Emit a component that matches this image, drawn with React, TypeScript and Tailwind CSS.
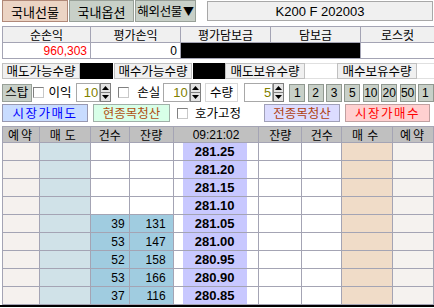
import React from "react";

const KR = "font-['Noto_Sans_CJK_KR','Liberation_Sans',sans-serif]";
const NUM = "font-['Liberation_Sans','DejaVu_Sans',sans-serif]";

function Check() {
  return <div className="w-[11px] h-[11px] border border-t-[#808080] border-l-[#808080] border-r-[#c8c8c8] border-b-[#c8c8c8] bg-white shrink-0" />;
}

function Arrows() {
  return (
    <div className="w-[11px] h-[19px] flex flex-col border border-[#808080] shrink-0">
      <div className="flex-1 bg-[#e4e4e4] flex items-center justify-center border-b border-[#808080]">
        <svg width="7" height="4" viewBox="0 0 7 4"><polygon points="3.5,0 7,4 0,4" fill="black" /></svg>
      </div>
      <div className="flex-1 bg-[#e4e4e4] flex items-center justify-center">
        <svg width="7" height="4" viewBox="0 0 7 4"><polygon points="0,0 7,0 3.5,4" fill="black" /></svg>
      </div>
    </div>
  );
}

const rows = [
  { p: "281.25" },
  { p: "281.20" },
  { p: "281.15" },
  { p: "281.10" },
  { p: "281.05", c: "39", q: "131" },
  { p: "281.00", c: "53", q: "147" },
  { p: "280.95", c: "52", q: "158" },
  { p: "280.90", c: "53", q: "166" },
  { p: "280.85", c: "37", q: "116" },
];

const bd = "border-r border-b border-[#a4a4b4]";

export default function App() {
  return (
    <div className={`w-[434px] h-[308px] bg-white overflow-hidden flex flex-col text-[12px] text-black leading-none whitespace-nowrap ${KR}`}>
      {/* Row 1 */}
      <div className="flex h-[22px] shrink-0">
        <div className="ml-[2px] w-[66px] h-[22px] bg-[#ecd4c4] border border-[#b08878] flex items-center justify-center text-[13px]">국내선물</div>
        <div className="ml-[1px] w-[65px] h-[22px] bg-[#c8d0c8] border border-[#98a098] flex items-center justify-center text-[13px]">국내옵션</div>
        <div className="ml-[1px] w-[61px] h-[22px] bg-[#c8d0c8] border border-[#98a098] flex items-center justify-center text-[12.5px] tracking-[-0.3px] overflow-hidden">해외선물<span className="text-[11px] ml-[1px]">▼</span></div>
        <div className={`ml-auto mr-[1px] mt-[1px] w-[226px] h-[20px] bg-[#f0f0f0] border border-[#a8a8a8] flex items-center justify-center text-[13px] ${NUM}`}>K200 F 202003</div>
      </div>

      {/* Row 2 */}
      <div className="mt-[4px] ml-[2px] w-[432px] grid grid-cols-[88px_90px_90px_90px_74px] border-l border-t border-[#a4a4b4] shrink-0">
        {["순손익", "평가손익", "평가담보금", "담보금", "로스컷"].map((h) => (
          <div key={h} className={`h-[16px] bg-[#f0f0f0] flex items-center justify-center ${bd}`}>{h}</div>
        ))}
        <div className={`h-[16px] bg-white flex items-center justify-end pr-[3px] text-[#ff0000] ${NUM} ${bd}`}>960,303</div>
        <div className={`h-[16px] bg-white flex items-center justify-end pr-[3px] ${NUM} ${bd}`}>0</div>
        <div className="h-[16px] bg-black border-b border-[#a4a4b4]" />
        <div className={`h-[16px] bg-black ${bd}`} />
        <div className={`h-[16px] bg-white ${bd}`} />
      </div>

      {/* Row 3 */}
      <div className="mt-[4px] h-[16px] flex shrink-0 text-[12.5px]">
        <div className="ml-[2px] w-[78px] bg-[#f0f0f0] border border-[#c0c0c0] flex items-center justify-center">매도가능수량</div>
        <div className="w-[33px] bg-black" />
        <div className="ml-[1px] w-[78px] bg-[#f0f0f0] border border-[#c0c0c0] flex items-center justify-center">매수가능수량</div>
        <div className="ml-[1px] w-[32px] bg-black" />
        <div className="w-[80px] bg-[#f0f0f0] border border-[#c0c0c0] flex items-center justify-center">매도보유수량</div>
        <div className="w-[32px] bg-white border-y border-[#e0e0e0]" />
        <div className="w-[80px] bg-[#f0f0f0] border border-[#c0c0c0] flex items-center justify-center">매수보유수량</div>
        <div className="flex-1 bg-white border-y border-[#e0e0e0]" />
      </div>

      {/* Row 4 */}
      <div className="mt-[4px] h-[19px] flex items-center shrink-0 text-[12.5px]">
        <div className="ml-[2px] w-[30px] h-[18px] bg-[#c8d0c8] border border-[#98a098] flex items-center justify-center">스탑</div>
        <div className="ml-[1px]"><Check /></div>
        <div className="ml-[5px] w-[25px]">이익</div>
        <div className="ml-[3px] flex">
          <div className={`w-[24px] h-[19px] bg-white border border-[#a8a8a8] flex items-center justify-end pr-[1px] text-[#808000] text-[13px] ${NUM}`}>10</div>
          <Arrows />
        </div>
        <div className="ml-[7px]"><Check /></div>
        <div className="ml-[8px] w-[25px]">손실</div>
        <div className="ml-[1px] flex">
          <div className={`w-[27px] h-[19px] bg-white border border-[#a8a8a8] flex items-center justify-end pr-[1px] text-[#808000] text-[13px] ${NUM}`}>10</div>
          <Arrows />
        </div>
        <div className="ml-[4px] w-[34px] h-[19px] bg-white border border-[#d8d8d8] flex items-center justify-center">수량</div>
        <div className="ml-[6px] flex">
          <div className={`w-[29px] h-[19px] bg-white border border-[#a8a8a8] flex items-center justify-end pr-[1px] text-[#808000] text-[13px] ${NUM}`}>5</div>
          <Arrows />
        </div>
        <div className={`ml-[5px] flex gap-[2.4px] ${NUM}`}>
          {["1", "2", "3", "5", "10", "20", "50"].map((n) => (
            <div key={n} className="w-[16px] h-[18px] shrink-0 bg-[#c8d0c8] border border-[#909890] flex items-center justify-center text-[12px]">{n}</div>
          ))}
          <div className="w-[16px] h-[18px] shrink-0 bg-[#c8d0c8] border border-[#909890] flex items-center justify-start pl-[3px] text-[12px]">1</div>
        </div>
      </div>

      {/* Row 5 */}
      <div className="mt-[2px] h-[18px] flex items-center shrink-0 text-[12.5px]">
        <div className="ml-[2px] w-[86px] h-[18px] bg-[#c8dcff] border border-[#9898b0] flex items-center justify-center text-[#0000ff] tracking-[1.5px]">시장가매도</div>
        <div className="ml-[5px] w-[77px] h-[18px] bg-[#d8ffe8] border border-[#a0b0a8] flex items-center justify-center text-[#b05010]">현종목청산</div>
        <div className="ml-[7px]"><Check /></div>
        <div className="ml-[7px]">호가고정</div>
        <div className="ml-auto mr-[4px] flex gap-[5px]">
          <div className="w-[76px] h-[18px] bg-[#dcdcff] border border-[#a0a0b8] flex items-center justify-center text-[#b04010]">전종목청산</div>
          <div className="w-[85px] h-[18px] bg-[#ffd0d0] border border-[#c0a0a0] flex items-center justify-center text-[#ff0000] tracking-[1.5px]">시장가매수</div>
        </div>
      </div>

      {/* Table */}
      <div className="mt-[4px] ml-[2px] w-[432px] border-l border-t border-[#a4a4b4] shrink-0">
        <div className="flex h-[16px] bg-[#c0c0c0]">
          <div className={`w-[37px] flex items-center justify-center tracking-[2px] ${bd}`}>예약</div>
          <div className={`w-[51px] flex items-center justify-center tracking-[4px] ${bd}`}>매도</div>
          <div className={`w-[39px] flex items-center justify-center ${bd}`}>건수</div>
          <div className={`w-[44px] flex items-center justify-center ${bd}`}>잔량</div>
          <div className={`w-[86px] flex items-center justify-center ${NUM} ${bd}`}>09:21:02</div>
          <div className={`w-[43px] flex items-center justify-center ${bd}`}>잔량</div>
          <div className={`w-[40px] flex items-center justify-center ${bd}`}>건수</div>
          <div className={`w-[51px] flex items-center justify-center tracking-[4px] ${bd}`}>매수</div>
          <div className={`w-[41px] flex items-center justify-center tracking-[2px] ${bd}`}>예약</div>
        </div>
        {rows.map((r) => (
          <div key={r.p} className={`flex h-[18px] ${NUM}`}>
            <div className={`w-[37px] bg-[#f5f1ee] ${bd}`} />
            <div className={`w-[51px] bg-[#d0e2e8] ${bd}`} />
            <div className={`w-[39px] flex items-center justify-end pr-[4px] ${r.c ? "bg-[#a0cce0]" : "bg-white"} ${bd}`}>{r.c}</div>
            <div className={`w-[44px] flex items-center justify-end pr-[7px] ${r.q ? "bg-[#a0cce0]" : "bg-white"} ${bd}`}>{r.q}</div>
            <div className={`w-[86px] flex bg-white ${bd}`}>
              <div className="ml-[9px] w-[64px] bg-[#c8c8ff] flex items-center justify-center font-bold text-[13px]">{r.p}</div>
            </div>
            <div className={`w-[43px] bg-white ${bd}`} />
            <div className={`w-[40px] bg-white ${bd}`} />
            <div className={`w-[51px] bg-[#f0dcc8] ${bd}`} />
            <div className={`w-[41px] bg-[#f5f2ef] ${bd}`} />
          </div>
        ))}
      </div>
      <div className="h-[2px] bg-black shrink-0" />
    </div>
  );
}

JOB - State how many lines of the listing include "React", and nothing more.

THE RESULT - 2